Rob Campbell-Watt explores the Gulf Coast in Louisiana and highlights a set of co-benefits resulting from restoring coastal wetlands. In this case, a restoration effort becomes a nature-based solution that in turn becomes a carbon offset, achieving a positive ROI. Campbell-Watt lays out the reasons coastal restoration is a sound investment and shows how, with verification and measurement, the investment can turn a profit by being monetized as an offset.
Areas of the US Gulf Coast are increasingly being impacted by storm damage, storm surge, erosion, and subsidence. Nature-based, green infrastructure solutions are an often-overlooked option to improve resilience, helping to mitigate and even prevent these types of climate risks. This article looks at how coastal and wetland vegetation is being used on the Gulf Coast to that end.

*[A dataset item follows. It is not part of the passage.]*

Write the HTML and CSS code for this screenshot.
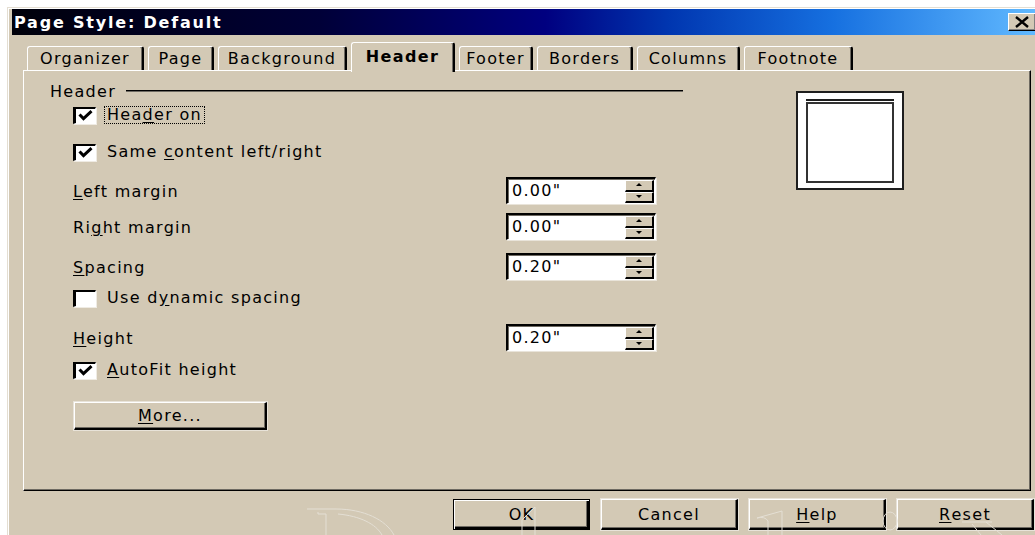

Work done by consultancy GHD in Texas, builds on previous work done in Port Fourchon, Louisiana, demonstrating that nature-based solutions designed to mitigate coastal climate risks can generate positive cash flow from carbon offsets.1 The key limitation is scale: net present value (NPV) for developing nature-based, green infrastructure is dependent on the available area for vegetation growth, with smaller areas taking longer to achieve a positive ROI.
In addition to protection from climate risks, benefits from nature-based solutions include improved water quality, habitat protection for aquatic and land-based species, and enhanced cultural/recreational (including fishing) amenities.
In the Port Fourchon pilot project, GHD found the following:
When saltmarsh growth is blended with wetland vegetation like mangrove, growth and carbon offsets are maximized.
The most relevant carbon-offset methodology for the saltmarsh and mangrove combination is Verra Verified Carbon Standard (VCS) methodology VM0024 (Methodology for Coastal Wetland Creation), which is used to generate carbon offsets through a registry managed by Verra VCS.
A project to develop nature-based solutions can generate positive cash flow through carbon offsets under VM0024. Earning financial returns while mitigating coastal climate risks is possible with sufficient scale.
Companies, public bodies, and private individuals that own or operate along the Gulf Coast should ask the question, “Are we prepared for climate events?” If the answer is “no” or “I do not know,” they should ask:
Are we prepared to allocate coastal and wetland areas to nature-based solutions as part of our plans to address climate risk?
Are we interested in the potential to reduce carbon emissions from other activities in doing so?
For those who answer questions one and two affirmatively, GHD recommends investigating nature-based solutions.
Approach & Method
The feasibility of a nature-based coastal planning project should begin with the following objectives:
Prevent coastal erosion.
Improve storm resilience.
Provide opportunities for expanded wildlife habitat.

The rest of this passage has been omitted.